One useful approach is tracking long-term audience behavior. Monitoring returning visitors, newsletter subscribers, and repeat content engagement helps identify readers who continue interacting with the brand over time. Consistent engagement patterns often reflect growing trust.
Another indicator is the role of content in multi-touch customer journeys. Prospects may read several educational resources before requesting a demo, contacting sales, or purchasing a product. Attribution analysis can reveal how informational content contributed to these journeys, even if it was not the final interaction.
Content libraries that address industry problems, provide technical explanations, or offer strategic insights often become reference resources for audiences. As these resources accumulate, they strengthen brand positioning as a reliable source of knowledge.
Building a Measurement Framework for Brand Perception
Measuring the influence of content on brand perception requires a structured framework that integrates diverse data types. Instead of relying on a single metric, organizations should track multiple indicators that, together, reveal changes in perception.
A practical framework often includes four types of signals. First, performance data, such as traffic and engagement, shows how widely content is being consumed. Second, behavioral signals such as returning visitors and deeper content exploration reveal audience trust. Third, brand indicators such as branded search growth and external mentions demonstrate rising recognition. Fourth, qualitative insights from surveys, interviews, and community discussions reveal how audiences interpret the brand.

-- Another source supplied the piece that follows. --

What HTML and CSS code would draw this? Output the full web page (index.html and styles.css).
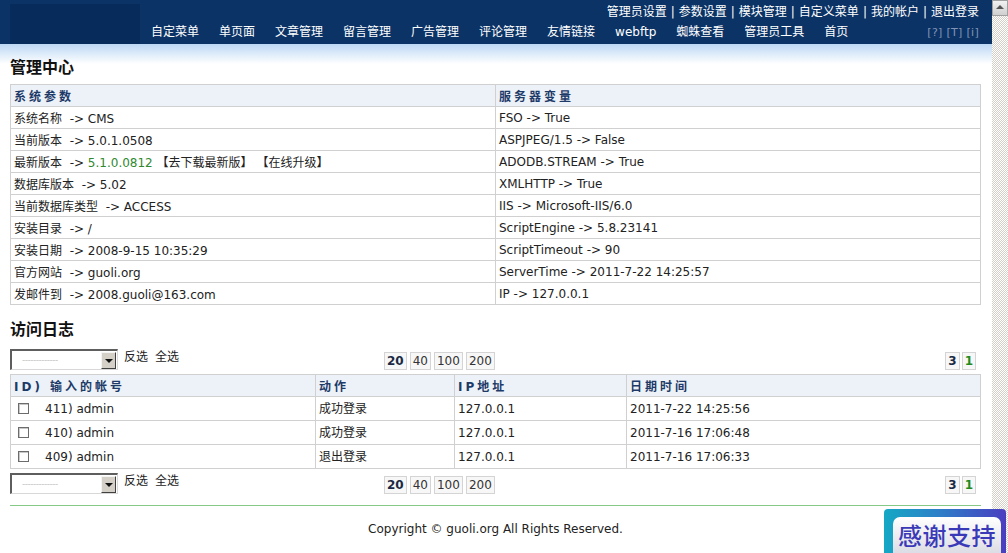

Combining these sources creates a more complete picture of how content contributes to reputation and credibility. Over time, patterns across these signals can show whether content is strengthening brand authority, increasing trust, and shaping industry perception.
Organizations that adopt this broader approach move beyond narrow performance reporting. Instead of asking only how many clicks a piece of content generated, they begin asking how that content influences how audiences see the brand.